DIRECTIONS: Copy all lines in which the word "component" can be found.

RAW RECORDS:

START

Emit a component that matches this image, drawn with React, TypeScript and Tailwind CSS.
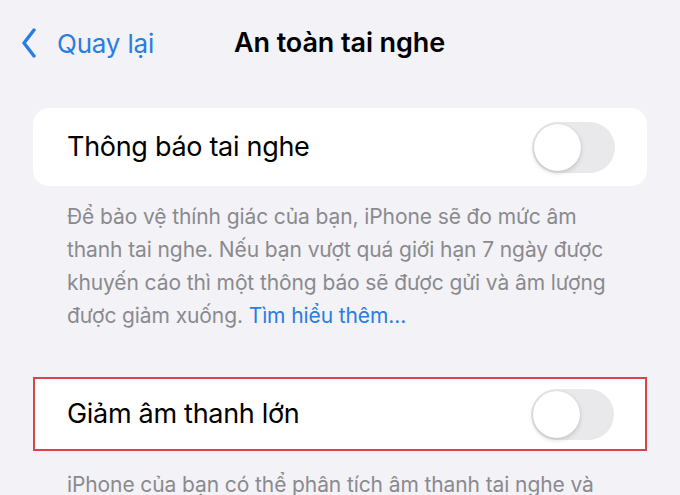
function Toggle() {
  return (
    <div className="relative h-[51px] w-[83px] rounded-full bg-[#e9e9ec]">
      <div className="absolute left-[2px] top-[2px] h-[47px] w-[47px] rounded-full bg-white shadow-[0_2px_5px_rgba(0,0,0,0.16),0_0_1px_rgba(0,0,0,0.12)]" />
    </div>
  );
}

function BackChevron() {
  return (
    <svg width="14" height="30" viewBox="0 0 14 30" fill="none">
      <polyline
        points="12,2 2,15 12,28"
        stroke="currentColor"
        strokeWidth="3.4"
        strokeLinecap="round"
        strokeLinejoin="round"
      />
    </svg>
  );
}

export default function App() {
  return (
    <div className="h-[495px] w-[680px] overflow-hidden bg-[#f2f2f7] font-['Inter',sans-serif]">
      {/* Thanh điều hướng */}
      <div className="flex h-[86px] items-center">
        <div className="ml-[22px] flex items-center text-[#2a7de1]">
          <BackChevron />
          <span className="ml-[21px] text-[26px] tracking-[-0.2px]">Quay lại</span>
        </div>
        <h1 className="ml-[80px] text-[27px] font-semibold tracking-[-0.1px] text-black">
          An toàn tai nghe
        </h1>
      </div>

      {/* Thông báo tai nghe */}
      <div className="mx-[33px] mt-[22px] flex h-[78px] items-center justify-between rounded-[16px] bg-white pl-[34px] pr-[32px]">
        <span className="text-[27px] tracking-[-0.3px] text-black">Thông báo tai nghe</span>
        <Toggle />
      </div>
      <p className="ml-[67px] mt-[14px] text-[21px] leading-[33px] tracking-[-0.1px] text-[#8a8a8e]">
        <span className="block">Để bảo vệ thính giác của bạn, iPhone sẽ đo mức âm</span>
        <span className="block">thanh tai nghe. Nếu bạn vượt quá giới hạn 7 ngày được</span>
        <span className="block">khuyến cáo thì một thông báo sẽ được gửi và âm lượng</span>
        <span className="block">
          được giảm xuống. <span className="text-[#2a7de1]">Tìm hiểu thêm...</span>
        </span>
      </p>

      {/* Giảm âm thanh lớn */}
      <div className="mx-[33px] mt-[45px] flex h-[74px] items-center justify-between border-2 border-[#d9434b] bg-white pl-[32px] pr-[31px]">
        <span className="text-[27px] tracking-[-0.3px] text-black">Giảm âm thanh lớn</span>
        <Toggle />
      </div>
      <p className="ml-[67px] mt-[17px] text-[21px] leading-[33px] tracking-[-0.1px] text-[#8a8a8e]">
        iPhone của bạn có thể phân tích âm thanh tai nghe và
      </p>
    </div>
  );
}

END
START

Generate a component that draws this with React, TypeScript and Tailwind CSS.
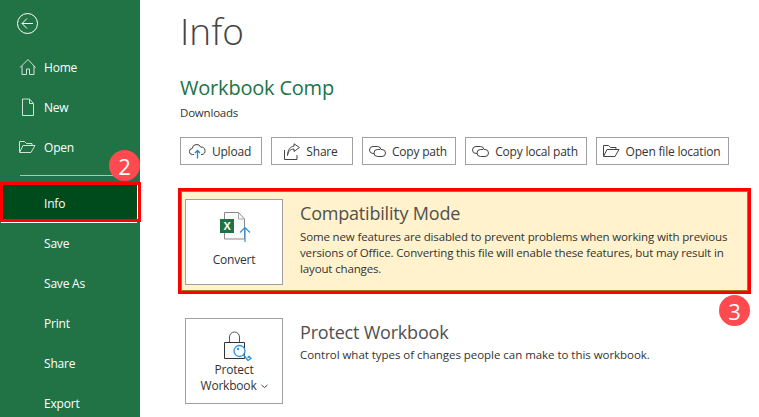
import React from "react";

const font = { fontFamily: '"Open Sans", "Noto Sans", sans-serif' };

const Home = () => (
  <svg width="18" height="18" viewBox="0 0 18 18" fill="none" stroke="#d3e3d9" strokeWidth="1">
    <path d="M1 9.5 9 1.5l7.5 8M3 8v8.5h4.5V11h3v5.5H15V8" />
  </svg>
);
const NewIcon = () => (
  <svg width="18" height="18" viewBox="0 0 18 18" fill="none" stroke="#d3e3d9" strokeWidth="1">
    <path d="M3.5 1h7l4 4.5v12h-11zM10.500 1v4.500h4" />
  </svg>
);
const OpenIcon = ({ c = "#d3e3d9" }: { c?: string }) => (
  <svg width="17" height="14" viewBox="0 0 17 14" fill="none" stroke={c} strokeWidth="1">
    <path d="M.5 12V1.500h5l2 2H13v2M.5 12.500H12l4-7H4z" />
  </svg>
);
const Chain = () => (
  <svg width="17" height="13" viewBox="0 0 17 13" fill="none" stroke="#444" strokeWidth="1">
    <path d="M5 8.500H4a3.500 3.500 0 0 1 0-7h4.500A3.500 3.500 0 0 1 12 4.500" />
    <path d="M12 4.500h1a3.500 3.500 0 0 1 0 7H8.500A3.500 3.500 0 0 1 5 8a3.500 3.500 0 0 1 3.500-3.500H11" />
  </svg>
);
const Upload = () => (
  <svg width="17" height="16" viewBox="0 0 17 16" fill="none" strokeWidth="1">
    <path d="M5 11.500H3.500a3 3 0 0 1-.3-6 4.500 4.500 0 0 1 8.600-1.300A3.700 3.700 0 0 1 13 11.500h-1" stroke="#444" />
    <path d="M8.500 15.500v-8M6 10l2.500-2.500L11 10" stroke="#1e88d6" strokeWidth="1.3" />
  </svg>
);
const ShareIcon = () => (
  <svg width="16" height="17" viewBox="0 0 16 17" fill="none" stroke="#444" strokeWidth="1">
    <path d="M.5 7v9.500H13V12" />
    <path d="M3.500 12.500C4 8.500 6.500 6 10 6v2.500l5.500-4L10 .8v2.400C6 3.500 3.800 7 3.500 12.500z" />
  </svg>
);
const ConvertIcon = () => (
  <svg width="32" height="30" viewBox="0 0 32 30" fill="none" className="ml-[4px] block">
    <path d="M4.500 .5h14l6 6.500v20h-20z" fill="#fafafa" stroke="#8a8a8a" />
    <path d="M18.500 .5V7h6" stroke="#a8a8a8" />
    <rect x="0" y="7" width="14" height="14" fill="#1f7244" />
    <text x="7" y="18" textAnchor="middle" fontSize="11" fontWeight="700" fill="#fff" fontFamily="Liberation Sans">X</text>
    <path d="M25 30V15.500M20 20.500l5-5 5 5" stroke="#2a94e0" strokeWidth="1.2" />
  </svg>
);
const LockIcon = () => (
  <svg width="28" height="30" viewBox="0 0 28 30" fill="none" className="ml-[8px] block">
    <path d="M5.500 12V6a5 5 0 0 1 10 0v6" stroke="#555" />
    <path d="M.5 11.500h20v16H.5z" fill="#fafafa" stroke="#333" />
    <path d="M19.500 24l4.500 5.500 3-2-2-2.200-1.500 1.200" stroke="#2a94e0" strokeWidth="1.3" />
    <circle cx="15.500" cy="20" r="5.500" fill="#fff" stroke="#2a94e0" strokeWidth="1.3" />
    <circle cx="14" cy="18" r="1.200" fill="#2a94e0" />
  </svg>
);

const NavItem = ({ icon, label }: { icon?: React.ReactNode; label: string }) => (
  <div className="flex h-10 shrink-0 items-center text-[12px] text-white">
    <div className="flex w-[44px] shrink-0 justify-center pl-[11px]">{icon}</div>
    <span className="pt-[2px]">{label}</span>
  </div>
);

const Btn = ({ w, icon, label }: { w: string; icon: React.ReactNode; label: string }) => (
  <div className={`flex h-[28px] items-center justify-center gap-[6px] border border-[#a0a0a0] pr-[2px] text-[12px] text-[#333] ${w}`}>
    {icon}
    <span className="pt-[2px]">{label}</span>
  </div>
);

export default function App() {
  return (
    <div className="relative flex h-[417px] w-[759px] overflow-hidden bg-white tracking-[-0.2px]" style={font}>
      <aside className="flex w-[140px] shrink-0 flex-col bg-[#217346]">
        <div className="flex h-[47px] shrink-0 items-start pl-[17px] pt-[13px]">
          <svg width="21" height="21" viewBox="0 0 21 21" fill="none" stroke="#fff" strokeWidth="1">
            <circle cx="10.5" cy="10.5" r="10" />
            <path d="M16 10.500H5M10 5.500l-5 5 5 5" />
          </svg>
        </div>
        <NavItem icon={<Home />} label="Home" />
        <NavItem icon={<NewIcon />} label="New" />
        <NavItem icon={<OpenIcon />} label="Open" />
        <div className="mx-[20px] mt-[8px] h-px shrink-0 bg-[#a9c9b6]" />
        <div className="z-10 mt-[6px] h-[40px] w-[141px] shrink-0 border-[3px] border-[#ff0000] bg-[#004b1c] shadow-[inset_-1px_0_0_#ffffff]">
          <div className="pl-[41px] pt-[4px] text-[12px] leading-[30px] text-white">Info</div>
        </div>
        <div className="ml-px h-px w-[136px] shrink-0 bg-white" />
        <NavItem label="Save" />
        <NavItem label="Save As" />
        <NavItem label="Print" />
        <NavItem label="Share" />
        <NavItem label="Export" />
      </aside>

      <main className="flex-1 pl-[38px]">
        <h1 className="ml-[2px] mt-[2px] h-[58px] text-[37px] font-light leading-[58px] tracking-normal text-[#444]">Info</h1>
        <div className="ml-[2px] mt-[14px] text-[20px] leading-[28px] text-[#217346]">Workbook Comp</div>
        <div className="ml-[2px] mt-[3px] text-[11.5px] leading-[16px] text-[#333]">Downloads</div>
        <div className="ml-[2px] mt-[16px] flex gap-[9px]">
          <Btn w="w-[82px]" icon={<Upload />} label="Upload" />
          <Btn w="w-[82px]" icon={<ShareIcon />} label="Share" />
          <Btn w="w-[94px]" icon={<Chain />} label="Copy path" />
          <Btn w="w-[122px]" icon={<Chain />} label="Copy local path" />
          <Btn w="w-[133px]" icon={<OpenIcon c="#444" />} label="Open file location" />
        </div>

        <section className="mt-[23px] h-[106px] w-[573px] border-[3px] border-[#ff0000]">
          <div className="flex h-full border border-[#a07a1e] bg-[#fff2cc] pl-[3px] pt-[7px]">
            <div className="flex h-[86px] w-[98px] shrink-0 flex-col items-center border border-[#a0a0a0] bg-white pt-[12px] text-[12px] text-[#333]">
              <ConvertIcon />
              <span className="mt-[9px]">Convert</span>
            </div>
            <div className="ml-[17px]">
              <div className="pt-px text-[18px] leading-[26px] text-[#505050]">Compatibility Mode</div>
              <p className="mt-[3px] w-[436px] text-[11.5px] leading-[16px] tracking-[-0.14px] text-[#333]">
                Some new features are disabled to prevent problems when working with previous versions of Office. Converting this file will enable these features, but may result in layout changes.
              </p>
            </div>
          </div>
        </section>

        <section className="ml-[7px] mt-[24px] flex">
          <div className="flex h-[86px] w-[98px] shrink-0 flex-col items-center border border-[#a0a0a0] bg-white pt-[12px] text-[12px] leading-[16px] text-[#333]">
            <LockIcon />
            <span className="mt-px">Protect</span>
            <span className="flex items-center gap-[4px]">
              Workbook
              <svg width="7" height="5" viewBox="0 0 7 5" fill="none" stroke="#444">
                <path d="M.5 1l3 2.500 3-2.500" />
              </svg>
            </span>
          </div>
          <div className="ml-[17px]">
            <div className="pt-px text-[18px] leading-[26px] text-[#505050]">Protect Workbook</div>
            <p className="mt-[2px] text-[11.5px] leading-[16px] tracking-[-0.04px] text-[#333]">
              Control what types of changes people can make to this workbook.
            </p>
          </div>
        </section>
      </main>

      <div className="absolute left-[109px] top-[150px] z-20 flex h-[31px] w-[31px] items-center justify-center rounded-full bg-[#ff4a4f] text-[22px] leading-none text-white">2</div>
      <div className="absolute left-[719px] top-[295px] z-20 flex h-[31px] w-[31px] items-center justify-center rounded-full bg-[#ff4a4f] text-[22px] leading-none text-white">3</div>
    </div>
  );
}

END

FINAL RESULT:
Emit a component that matches this image, drawn with React, TypeScript and Tailwind CSS.
Generate a component that draws this with React, TypeScript and Tailwind CSS.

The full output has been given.